Премьер-министру (премьер, стало быть, первый, можно представить, каков же второй!) втемяшилась в его садовую голову убийственная мысль, что не кто иной, как я, должен казнить Тео недрогнувшей и голой рукой.
Он объяснил мне (а тем временем далеко за морями деревянные лошадки на множестве каруселей резво скакали по кругу без положенного кучера, в неизвестном направлении без обратного адреса), что из-за опасности заражения не может послать свою личную, с паровым двигателем охрану, чтобы взять Тео под стражу в стенах Корпуса. Я спросил, откуда он звонит – не из ставки ли Золотой Орды? Мой вопрос поверг его с постели на пол и в такое изумление, что просто, можно сказать, застиг врасплох и против шерсти.
Правительство же столкнулось с двумя препятствиями, непреодолимыми и противоречивыми, как любовь серпа и молота.
Тео не мог выйти из Корпуса, чтобы принять позорную казнь, не заразив при этом всех, кто приблизится к нему на расстояние лазерного луча переменной геометрической величины, близкой по разряду к квадратному корню из минус единицы.
Аналогично ни один штатский извне и в добром здравии не мог войти в Корпус, дабы прикончить Тео четырьмя пулями в затылок, так любимый Сесилией, вихрем моим пурпурным, не заразившись смертельным вирусом, с которым при сведении счетов шутки были плохи.
Премьер-министр ломал голову, рискуя сорваться в пролом, в поисках компромиссного решения, которое увязало бы неувязки в маховике всевозможных административных процессов и скверных судебных процедур. Когда он стал прощупывать меня на предмет выполнения этой гнусной миссии, столь же невыносимой для меня, как и его характер, я понял: он знает, что я врач, и на этом основании считает меня самым подходящим исполнителем и отправителем Тео ad patres.
Я предложил ему прислать мне в Корпус в очередном мешке карманную гильотину в разобранном виде с инструкцией по эксплуатации и гостинцами для больных. Он вспылил и бранился по телефону так, что вяли уши и хвост у черта. Чтобы не потерять свое достоинство и не компрометировать себя, я начал читать ему наизусть справочник Боттена{52} и дошел до Ла-Ферте-Бернара{53} в букве «Б», когда он повесил трубку, не услышав от меня ни слова прощания.

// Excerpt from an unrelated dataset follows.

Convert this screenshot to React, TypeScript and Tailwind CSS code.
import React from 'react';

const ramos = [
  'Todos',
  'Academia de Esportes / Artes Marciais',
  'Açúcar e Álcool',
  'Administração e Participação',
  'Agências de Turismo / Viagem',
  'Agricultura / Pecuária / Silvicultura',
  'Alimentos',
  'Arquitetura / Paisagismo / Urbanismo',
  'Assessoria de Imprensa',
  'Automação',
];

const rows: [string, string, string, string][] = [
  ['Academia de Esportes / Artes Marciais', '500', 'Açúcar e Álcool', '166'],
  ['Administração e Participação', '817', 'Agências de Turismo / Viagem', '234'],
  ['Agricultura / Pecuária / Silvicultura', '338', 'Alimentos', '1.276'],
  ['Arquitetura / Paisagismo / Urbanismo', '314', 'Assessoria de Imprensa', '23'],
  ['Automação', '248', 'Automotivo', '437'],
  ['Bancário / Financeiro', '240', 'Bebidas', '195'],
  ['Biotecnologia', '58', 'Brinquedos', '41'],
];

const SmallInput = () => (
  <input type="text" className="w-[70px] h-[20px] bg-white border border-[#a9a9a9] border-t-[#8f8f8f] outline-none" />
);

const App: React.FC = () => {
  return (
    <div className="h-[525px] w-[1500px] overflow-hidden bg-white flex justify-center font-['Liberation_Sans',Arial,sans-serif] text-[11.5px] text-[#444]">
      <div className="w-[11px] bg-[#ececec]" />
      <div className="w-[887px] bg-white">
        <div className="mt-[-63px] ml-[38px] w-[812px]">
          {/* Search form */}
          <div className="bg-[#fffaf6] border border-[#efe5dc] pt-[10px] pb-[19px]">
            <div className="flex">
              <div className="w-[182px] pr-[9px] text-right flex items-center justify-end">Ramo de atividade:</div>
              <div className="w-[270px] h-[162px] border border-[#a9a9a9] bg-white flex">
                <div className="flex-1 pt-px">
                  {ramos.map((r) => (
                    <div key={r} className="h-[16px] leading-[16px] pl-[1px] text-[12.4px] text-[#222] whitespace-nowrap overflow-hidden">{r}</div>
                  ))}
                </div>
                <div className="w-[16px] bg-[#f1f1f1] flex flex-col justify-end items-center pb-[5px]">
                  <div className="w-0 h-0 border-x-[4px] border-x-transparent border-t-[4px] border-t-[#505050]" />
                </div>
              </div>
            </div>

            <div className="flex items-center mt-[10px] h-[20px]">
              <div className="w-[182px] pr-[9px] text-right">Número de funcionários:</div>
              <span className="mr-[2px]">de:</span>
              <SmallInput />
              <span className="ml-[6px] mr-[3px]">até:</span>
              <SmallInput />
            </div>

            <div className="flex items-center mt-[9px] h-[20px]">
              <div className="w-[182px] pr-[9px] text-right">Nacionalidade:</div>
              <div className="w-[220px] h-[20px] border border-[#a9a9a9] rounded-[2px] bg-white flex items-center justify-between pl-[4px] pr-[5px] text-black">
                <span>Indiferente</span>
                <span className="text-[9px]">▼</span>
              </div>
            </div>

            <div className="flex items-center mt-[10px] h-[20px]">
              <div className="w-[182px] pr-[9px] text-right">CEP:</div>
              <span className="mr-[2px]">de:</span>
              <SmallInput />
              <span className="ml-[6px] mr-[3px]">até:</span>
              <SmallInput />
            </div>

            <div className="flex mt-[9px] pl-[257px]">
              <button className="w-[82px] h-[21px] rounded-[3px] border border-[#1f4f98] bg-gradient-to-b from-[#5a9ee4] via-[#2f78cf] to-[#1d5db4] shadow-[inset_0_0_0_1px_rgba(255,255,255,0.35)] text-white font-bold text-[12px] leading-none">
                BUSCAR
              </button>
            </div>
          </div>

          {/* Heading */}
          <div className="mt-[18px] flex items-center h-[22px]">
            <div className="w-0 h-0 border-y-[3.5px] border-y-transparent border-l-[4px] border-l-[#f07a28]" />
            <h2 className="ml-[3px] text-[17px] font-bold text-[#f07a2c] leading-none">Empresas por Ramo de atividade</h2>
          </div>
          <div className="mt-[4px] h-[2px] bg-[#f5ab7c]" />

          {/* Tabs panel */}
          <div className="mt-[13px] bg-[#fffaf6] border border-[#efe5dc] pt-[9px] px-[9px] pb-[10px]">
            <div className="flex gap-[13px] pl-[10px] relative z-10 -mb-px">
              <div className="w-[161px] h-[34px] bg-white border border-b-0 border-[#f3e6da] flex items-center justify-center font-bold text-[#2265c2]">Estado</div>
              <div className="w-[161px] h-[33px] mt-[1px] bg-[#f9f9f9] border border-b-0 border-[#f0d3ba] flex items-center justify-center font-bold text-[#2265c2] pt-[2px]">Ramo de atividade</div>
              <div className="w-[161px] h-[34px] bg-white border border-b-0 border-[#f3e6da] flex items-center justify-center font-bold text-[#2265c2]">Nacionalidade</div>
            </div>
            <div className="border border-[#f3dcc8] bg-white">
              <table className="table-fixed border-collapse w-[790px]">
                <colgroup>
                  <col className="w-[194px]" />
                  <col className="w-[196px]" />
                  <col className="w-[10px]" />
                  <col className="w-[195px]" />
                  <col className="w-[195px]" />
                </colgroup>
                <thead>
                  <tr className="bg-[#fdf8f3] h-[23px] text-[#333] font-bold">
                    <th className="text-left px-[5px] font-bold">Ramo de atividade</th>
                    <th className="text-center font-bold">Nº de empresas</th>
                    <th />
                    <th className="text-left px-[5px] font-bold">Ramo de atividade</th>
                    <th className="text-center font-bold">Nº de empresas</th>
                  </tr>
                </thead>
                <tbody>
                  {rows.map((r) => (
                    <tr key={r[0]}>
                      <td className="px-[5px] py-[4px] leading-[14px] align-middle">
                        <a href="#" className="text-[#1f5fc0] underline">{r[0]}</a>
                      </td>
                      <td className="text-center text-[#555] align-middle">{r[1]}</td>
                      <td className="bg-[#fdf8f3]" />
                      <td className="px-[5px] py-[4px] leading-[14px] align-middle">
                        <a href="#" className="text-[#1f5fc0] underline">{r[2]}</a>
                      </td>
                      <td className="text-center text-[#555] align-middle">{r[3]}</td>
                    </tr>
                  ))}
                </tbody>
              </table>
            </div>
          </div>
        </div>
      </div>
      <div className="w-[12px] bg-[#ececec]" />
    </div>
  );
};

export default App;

В Корпусе к смертному приговору Тео отнеслись с полнейшим хладнокровием, поскольку никто о нем не знал. Между всеми нами царила такая гармония, что, когда Сесилия, амброзия моя и нектар богов, принимала душ на четвертом этаже, я обсыхал и усыхал в подвале, беседуя с мышью по имени Гектор на чужом пиру и на Платиновом. Из-за стены все устремились бы толпами за столь прекрасной смертью, если б мы жили только ради этой мерзости.